I’m here to talk about food. Food and exercise. This afternoon I pulled on my running shoes and went for a jog. The whole time, I was thinking about how much I hate jogging—I can’t breathe, I immediately get a stitch in my side, my ankle hurts, my knees ache. I was also trying to remind myself that I feel really good when I get enough exercise. Generally, the crankier I am, the likelier it is that I haven’t been outside or climbing in the gym in a while. Make no mistake—I HATE the idea of exercise. I love to ride my bike—especially mountain biking—but it’s exhausting. I love to climb in the gym, but I hate postponing dinner to head over there after a long day at work. I love to ice climb, but I hate being cold. I love caving, but I hate worrying about how scared I’ll be. I love running about with friends, but I hate the idea of spending an afternoon playing soccer. I love swimming, but I hate suiting up and sliding into cold water. I hate jogging. Yes, I just hate it. But the easiest exercise to get in the middle of day is pulling on stretchy clothes, pocketing my iPod, and lacing up my really cool Adidas (bought when I was laboring through triathlons a few summers ago). Then heading out to the bike path near work and going ten minutes in one direction until—thank goodness!—my watch beeps and I can turn back. Luckily, I inherited some of my dad’s desire for a regular schedule, which has made it easier to get in the habit of exercising. In college and grad school it was Abs of Steel, every other day, for years. I still do exercise videos that Dad taped from the TV back in the 80s—Denise Austin and Basic Training: The Workout with Ada Janklowitcz. I also did Buns of Steel for a while, until I realized that building muscle in your rear means building your rear.

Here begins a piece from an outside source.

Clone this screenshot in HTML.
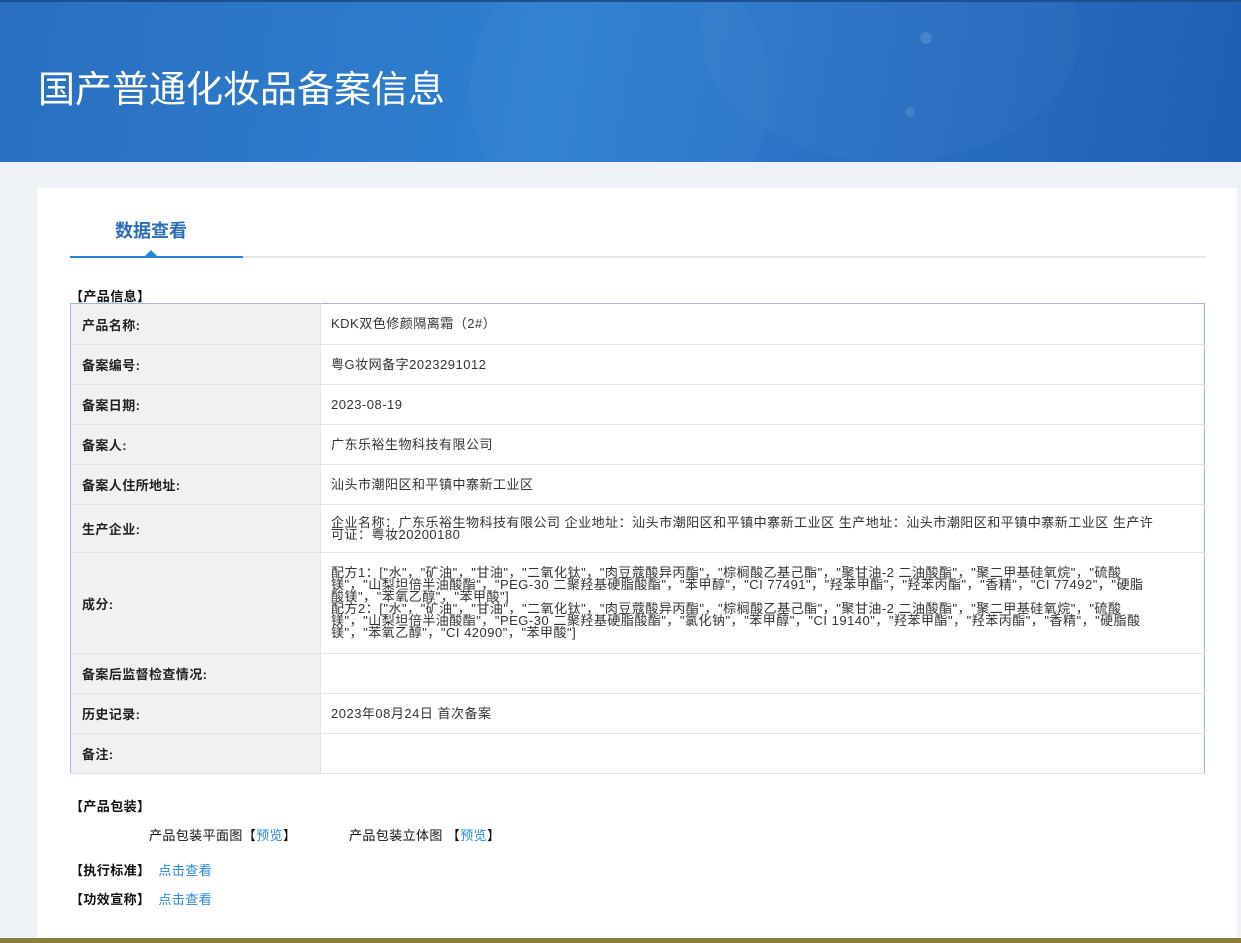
<!DOCTYPE html>
<html><head><meta charset="utf-8"><style>
*{margin:0;padding:0;box-sizing:border-box}
body{width:1241px;height:943px;overflow:hidden;background:#eef2f6;font-family:"Liberation Sans","Noto Sans CJK SC",sans-serif;position:relative}
.hdr{position:absolute;left:0;top:0;width:1241px;height:162px;background:linear-gradient(100deg,#2a6fc0 0%,#2f7fd0 45%,#2a70c4 70%,#1f5fb2 100%);overflow:hidden;border-top:2px solid #1d4f8f}
.hdr h1{position:absolute;left:38px;top:66px;font-size:37px;font-weight:normal;color:#fff;line-height:44px}
.c{position:absolute;border-radius:50%;background:rgba(255,255,255,.025)}
.card{position:absolute;left:37px;top:188px;width:1200px;height:750px;background:#fff}
.tab{position:absolute;left:115px;top:217px;font-size:18px;font-weight:bold;color:#2a6cb5}
.line{position:absolute;left:70px;top:256px;width:1135px;height:2px;background:#e6e6e6}
.line2{position:absolute;left:70px;top:256px;width:173px;height:2px;background:#2a88d8}
.tri{position:absolute;left:145px;top:250px;width:0;height:0;border-left:6px solid transparent;border-right:6px solid transparent;border-bottom:6px solid #2a88d8}
.sec{position:absolute;font-size:13px;font-weight:bold;color:#111;letter-spacing:0.4px}
table{position:absolute;left:70px;top:303px;width:1135px;border-collapse:collapse;border:1px solid #9db8e0;font-size:13px}
td{border-bottom:1px solid #e3e3e3;color:#333;vertical-align:middle}
td.l{width:250px;background:#f1f1f1;font-weight:bold;padding-left:11px;color:#222;border-right:1px solid #e3e3e3;letter-spacing:0.4px}
td.v{padding-left:10px;padding-right:50px;line-height:12px;letter-spacing:0.5px}
a{color:#2a88d8;text-decoration:none}
.t{position:absolute;font-size:13px;color:#111;letter-spacing:0.4px}
.bot{position:absolute;left:0;top:938px;width:1241px;height:5px;background:#8a7d3e}
</style></head><body>
<div class="hdr">
<div class="c" style="left:470px;top:-60px;width:300px;height:300px"></div>
<div class="c" style="left:700px;top:-100px;width:380px;height:260px"></div>
<div class="c" style="left:920px;top:30px;width:12px;height:12px;background:rgba(255,255,255,.12)"></div>
<div class="c" style="left:905px;top:105px;width:10px;height:10px;background:rgba(255,255,255,.1)"></div>
<h1>国产普通化妆品备案信息</h1>
</div>
<div class="card"></div>
<div class="tab">数据查看</div>
<div class="line"></div><div class="line2"></div><div class="tri"></div>
<div class="sec" style="left:70px;top:286px">【产品信息】</div>
<table>
<tr style="height:41px"><td class="l">产品名称:</td><td class="v">KDK双色修颜隔离霜（2#）</td></tr>
<tr style="height:40px"><td class="l">备案编号:</td><td class="v">粤G妆网备字2023291012</td></tr>
<tr style="height:40px"><td class="l">备案日期:</td><td class="v">2023-08-19</td></tr>
<tr style="height:40px"><td class="l">备案人:</td><td class="v">广东乐裕生物科技有限公司</td></tr>
<tr style="height:40px"><td class="l">备案人住所地址:</td><td class="v">汕头市潮阳区和平镇中寨新工业区</td></tr>
<tr style="height:48px"><td class="l">生产企业:</td><td class="v">企业名称：广东乐裕生物科技有限公司 企业地址：汕头市潮阳区和平镇中寨新工业区 生产地址：汕头市潮阳区和平镇中寨新工业区 生产许可证：粤妆20200180</td></tr>
<tr style="height:101px"><td class="l">成分:</td><td class="v">配方1：["水"，"矿油"，"甘油"，"二氧化钛"，"肉豆蔻酸异丙酯"，"棕榈酸乙基己酯"，"聚甘油-2 二油酸酯"，"聚二甲基硅氧烷"，"硫酸镁"，"山梨坦倍半油酸酯"，"PEG-30 二聚羟基硬脂酸酯"，"苯甲醇"，"CI 77491"，"羟苯甲酯"，"羟苯丙酯"，"香精"，"CI 77492"，"硬脂酸镁"，"苯氧乙醇"，"苯甲酸"]<br>配方2：["水"，"矿油"，"甘油"，"二氧化钛"，"肉豆蔻酸异丙酯"，"棕榈酸乙基己酯"，"聚甘油-2 二油酸酯"，"聚二甲基硅氧烷"，"硫酸镁"，"山梨坦倍半油酸酯"，"PEG-30 二聚羟基硬脂酸酯"，"氯化钠"，"苯甲醇"，"CI 19140"，"羟苯甲酯"，"羟苯丙酯"，"香精"，"硬脂酸镁"，"苯氧乙醇"，"CI 42090"，"苯甲酸"]</td></tr>
<tr style="height:40px"><td class="l">备案后监督检查情况:</td><td class="v"></td></tr>
<tr style="height:40px"><td class="l">历史记录:</td><td class="v">2023年08月24日 首次备案</td></tr>
<tr style="height:40px"><td class="l">备注:</td><td class="v"></td></tr>
</table>
<div class="sec" style="left:70px;top:796px">【产品包装】</div>
<div class="t" style="left:149px;top:825px">产品包装平面图【<a>预览</a>】</div>
<div class="t" style="left:349px;top:825px">产品包装立体图 【<a>预览</a>】</div>
<div class="sec" style="left:70px;top:860px">【执行标准】 <a style="font-weight:normal;margin-left:4px">点击查看</a></div>
<div class="sec" style="left:70px;top:889px">【功效宣称】 <a style="font-weight:normal;margin-left:4px">点击查看</a></div>
<div class="bot"></div>
</body></html>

Anyway, I hate jogging. And I hate the idea that I get a bunch of exercise and then I have to do it again! I should immediately look like a movie star. It’s all well and good to be healthy (as always, The Magic Mountain comes to mind), but I’m already fairly healthy. If I’m going to kill myself huffing and puffing up the path, I want to be gorgeous at the end of it, immediately!

I also exercise because I LOVE FOOD. I love it as much as I hate jogging (maybe more). Dinner is a beautiful reward for a workday. Breakfast soothes the pain of having to be awake. Lunch is probably my least favorite, but at work it gives me time to read for fun and enjoy some leftovers. I’ve always loved to eat, but I have no appetite. I’m never hungry. I think I have a terribly slow metabolism and I eat because it’s finally time, hooray! So I simply must exercise. I’ve struck a happy balance with my body. I eat more than I should, but I don’t worry about what I’m eating, and I live comfortably with the results.

I’ve recently discovered that I love to cook, and I’m also learning that I like to garden. I love to eat vegetables that taste like they’re supposed to, and that have to have the dirt washed off before I can eat them. I’d love to learn to can and learn how to freeze things in useable quantities—so I could pull out carrots in the middle of winter for a soup or a stew. (Advice welcome.) Since I’m talking about cooking, I’ll mention that we’re having a dinner party tomorrow. Dave suggested that I make either Indian food or stir-fry, but I decided on blue cheese rigatoni and spinach salad, with pineapple upside-down cake for dessert. If it turns out well, I’ll post the recipes.